Sun Microsystems loses its two most valuable partners in developing a common framework for adding multimedia to Java applications.
After collaborating with Sun on a specification called Java Media Framework, or JMF, both Intel and Silicon Graphics have quietly backed away from the project.
Details about the discontinuation, which happened over the past year, are hard to come by. In a press release dated July 13, Intel said it was dropping JMedia Player, its implementation of JMF, "due to changing Java market conditions."
SGI announced it was dropping its JMF implementation, known as Cosmo
Motion, in a November 1997, posting by an SGI employee on a JMF message
board.
"Silicon Graphics has decided to focus its engineering efforts on core Java
technologies," Mark Davoren wrote. "As a result, we are indefinitely
delaying the release of Java Media Framework 1.0 for IRIX at this time," he
said, referring to SGI's 64-bit Unix-based server operating system.
Representatives from both companies declined to elaborate.

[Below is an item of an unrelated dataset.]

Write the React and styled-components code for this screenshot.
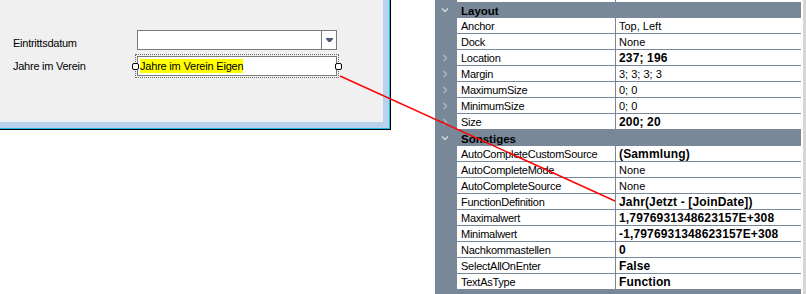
import React from 'react'
import styled, { createGlobalStyle } from 'styled-components'

const GlobalStyle = createGlobalStyle`
  html, body { margin: 0; padding: 0; background: #fff; }
  body {
    font-family: "Liberation Sans", Arial, sans-serif;
    font-size: 11px;
    color: #000;
  }
`

const SLATE = '#788899'

const Screen = styled.div`
  position: relative;
  width: 806px;
  height: 294px;
  overflow: hidden;
  display: flex;
  align-items: flex-start;
  background: #fff;
`

// designer form window (bottom right corner visible)
const WindowEdge = styled.div`
  border-right: 1px solid #000;
  border-bottom: 1px solid #000;
`
const WindowGlow = styled.div`
  border-right: 1px solid #1fb8e6;
  border-bottom: 1px solid #1fb8e6;
`
const WindowFrame = styled.div`
  border-right: 6px solid #b9d1ea;
  border-bottom: 6px solid #b9d1ea;
`
const FormClient = styled.div`
  width: 383px;
  height: 122px;
  box-sizing: border-box;
  background: #f0f0f0;
  padding: 30px 0 0 13px;
  display: grid;
  grid-template-columns: 124px 200px;
  grid-auto-rows: 20px;
  row-gap: 6px;
`
const FieldLabel = styled.div`
  line-height: 20px;
  letter-spacing: -0.25px;
  padding-top: ${p => p.offset || 0}px;
`
const ComboBox = styled.div`
  box-sizing: border-box;
  height: 20px;
  border: 1px solid #7a7a7a;
  background: #fff;
  display: flex;
  justify-content: flex-end;
`
const DropButton = styled.div`
  width: 14px;
  border-left: 1px solid #7a7a7a;
  display: flex;
  align-items: center;
  justify-content: center;
`
const Selection = styled.div`
  position: relative;
  outline: 1px dotted #6a6a6a;
  outline-offset: 1px;
`
const TextBox = styled.div`
  box-sizing: border-box;
  height: 20px;
  border: 1px solid #7a7a7a;
  background: #fff;
  padding-left: 2px;
  display: flex;
  align-items: center;
`
const Highlight = styled.span`
  background: #ffff00;
  line-height: 14px;
  letter-spacing: -0.2px;
`
const Handle = styled.div`
  position: absolute;
  top: 7px;
  ${p => (p.side === 'left' ? 'left: -5px;' : 'right: -5px;')}
  width: 7px;
  height: 7px;
  box-sizing: border-box;
  border: 1px solid #000;
  border-radius: 2px;
  background: #fff;
`

// property grid
const Grid = styled.div`
  width: 366px;
  margin-left: 44px;
  display: flex;
  flex-direction: column;
`
const Cols = styled.div`
  display: grid;
  grid-template-columns: 22px 158px 1px 185px;
`
const TopStrip = styled(Cols)`
  height: 2px;
  & > :nth-child(odd) { background: ${SLATE}; }
`
const PropRow = styled(Cols)`
  height: 16px;
  box-sizing: border-box;
  border-bottom: 1px solid ${SLATE};
`
const Gutter = styled.div`
  background: ${SLATE};
  display: flex;
  align-items: center;
  padding-left: 7px;
`
const Divider = styled.div`
  background: ${SLATE};
`
const NameCell = styled.div`
  padding: 1px 0 0 4px;
  line-height: 15px;
  height: 14px;
  letter-spacing: -0.25px;
  white-space: nowrap;
`
const ValueCell = styled.div`
  padding: 1px 0 0 3px;
  line-height: 15px;
  height: 14px;
  white-space: nowrap;
  font-weight: ${p => (p.bold ? 700 : 400)};
  font-size: ${p => (p.bold ? '12px' : '11px')};
  letter-spacing: ${p => (p.bold ? '0.15px' : '0')};
`
const CategoryRow = styled.div`
  height: 16px;
  background: ${SLATE};
  display: flex;
  align-items: center;
`
const CategoryChevron = styled.div`
  width: 22px;
  box-sizing: border-box;
  padding-left: 6px;
  display: flex;
  align-items: center;
`
const CategoryTitle = styled.div`
  padding: 1px 0 0 4px;
  font-weight: 700;
  font-size: 11.5px;
`
const ScrollTrack = styled.div`
  width: 3px;
  height: 294px;
  margin-left: 2px;
  background: #d6d6d6;
`
const Overlay = styled.svg`
  position: absolute;
  left: 0;
  top: 0;
  pointer-events: none;
`

const ChevronDown = () => (
  <svg width="8" height="6" viewBox="0 0 8 6">
    <path d="M1 1.5 L4 4.5 L7 1.5" fill="none" stroke="#d3d9df" strokeWidth="1.4" />
  </svg>
)
const ChevronRight = () => (
  <svg width="6" height="8" viewBox="0 0 6 8">
    <path d="M1.5 1 L4.5 4 L1.5 7" fill="none" stroke="#aab4bf" strokeWidth="1.4" />
  </svg>
)

const sections = [
  {
    title: 'Layout',
    rows: [
      { name: 'Anchor', value: 'Top, Left' },
      { name: 'Dock', value: 'None' },
      { name: 'Location', value: '237; 196', bold: true, expand: true },
      { name: 'Margin', value: '3; 3; 3; 3', expand: true },
      { name: 'MaximumSize', value: '0; 0', expand: true },
      { name: 'MinimumSize', value: '0; 0', expand: true },
      { name: 'Size', value: '200; 20', bold: true, expand: true },
    ],
  },
  {
    title: 'Sonstiges',
    rows: [
      { name: 'AutoCompleteCustomSource', value: '(Sammlung)', bold: true },
      { name: 'AutoCompleteMode', value: 'None' },
      { name: 'AutoCompleteSource', value: 'None' },
      { name: 'FunctionDefinition', value: 'Jahr(Jetzt - [JoinDate])', bold: true },
      { name: 'Maximalwert', value: '1,7976931348623157E+308', bold: true },
      { name: 'Minimalwert', value: '-1,7976931348623157E+308', bold: true },
      { name: 'Nachkommastellen', value: '0', bold: true },
      { name: 'SelectAllOnEnter', value: 'False', bold: true },
      { name: 'TextAsType', value: 'Function', bold: true },
    ],
  },
  { title: 'Verhalten', rows: [] },
]

export default function App() {
  return (
    <Screen>
      <GlobalStyle />
      <WindowEdge>
        <WindowGlow>
          <WindowFrame>
            <FormClient>
              <FieldLabel offset={3}>Eintrittsdatum</FieldLabel>
              <ComboBox>
                <DropButton>
                  <svg width="7" height="4" viewBox="0 0 7 4">
                    <polygon points="0,0 7,0 7,1 4.5,4 2.5,4 0,1" fill="#4b5a76" />
                  </svg>
                </DropButton>
              </ComboBox>
              <FieldLabel>Jahre im Verein</FieldLabel>
              <Selection>
                <TextBox>
                  <Highlight>Jahre im Verein Eigen</Highlight>
                </TextBox>
                <Handle side="left" />
                <Handle side="right" />
              </Selection>
            </FormClient>
          </WindowFrame>
        </WindowGlow>
      </WindowEdge>

      <Grid>
        <TopStrip>
          <div />
          <span />
          <div />
          <span />
        </TopStrip>
        {sections.map(section => (
          <React.Fragment key={section.title}>
            <CategoryRow>
              <CategoryChevron>
                <ChevronDown />
              </CategoryChevron>
              <CategoryTitle>{section.title}</CategoryTitle>
            </CategoryRow>
            {section.rows.map(row => (
              <PropRow key={row.name}>
                <Gutter>{row.expand && <ChevronRight />}</Gutter>
                <NameCell>{row.name}</NameCell>
                <Divider />
                <ValueCell bold={row.bold}>{row.value}</ValueCell>
              </PropRow>
            ))}
          </React.Fragment>
        ))}
      </Grid>
      <ScrollTrack />

      <Overlay width="806" height="294">
        <line x1="340" y1="76" x2="615" y2="201" stroke="#ff0000" strokeWidth="1.4" />
      </Overlay>
    </Screen>
  )
}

Recognizing the growing importance of "streaming media," or technology for receiving broadcasts over the Net, Sun teamed up with SGI and Intel to agree on a common specification for adding audio, video, and animation to Java applications. According to Rick Ross, president and founder of the JavaLobby, developers have come to view the resulting JMF as an essential way of implementing multimedia into the applications they are building.
"This is not a minor thing," Ross said in an interview. "JMF is Java's access to streaming media."
The moves by Intel and SGI come as Sun battles Microsoft over whose version of Java
will eventually reign. According to evidence in Sun's possession, Microsoft
considered Intel's Java multimedia work as "the area of most contention"
between the two partners and explored ways of talking the chipmaker into dropping the efforts.